This article from a magazine written by some of my own strongest influencers of both my marriage, my parenting and my home educating, just HAD to be shared! I am refraining from naming the source because there is SO much wisdom in this article and I want it to be taken for that, not filtered by who wrote it. First entry of a six entry series I will post…please hear it WELL!

 

“God promises, “Train up a child in the way he should go: and when he is old, he will not depart from it” (Proverbs 22:6).

Parents, who see one of their children hit the fan, often have a hard time appreciating this verse. In fact, as the homeschool movement ages there are more and more parents claiming the verse does not mean what it says, because it didn’t hold true in their experience.

Here are just a few of the reasons a child is lost to the world and how parents caused it to happen without even trying.

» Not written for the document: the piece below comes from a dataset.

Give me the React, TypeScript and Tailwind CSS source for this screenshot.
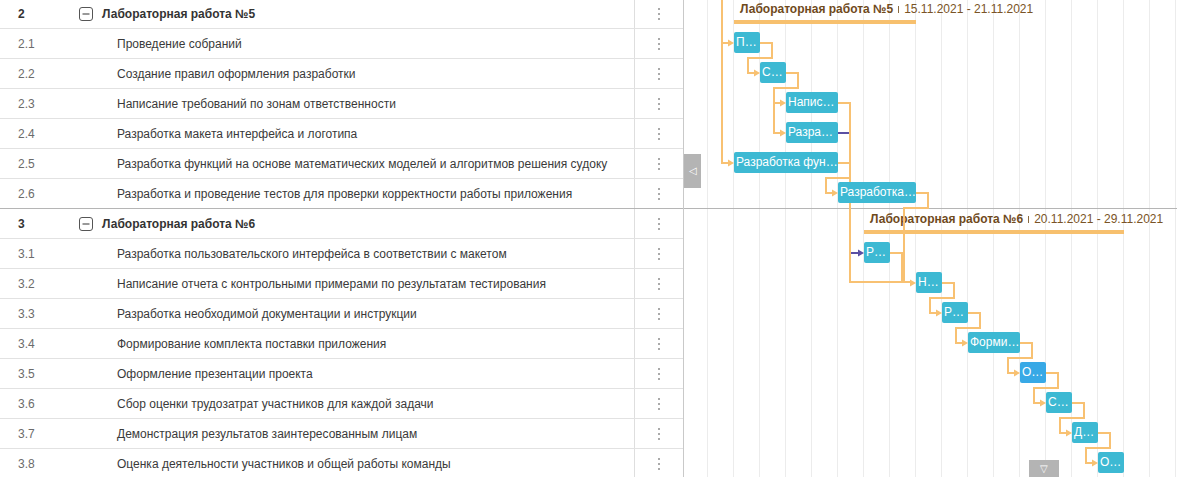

I say “without trying” because when children turn out poorly, as many do, parents are at a loss as to why. It is always unexpected—certainly unplanned. An eighteen-year-old is unthankful and rebellious, walks around like the family is his enemy and he has been enslaved and abused by them his whole life. Anger is his first response to everything and to nothing.

If you view old TV programs made 50 years ago of families relating to one another, they look like today’s ideal Christian homeschool family. Daddy is respected and honored and Mother is cherished. Family problems were always resolved with good cheer and forgiveness. Teenage morality was taken for granted. The future was bright and full of hope, and there was no state of rebellion in the kids.

In contrast, modern TV and movies usually represent today’s average family—accurately I might add—as dysfunctional psycho wards of vindictive anger and disrespect. In most movies the family is already divorced or going through the painful process. If a movie were made with a teenager loving his parents as they love their children and each other, and everyone with good cheer and hope for the future, it would be considered corny and unrealistic to the point that the only people who could relate to it would be the ones who stopped watching TV thirty years ago.

So I am going to tell you how kids come to a ruinous end without their parents exerting any effort or attention to the process at all. In fact, that is the first step toward sabotaging your children’s future—no effort and no attention.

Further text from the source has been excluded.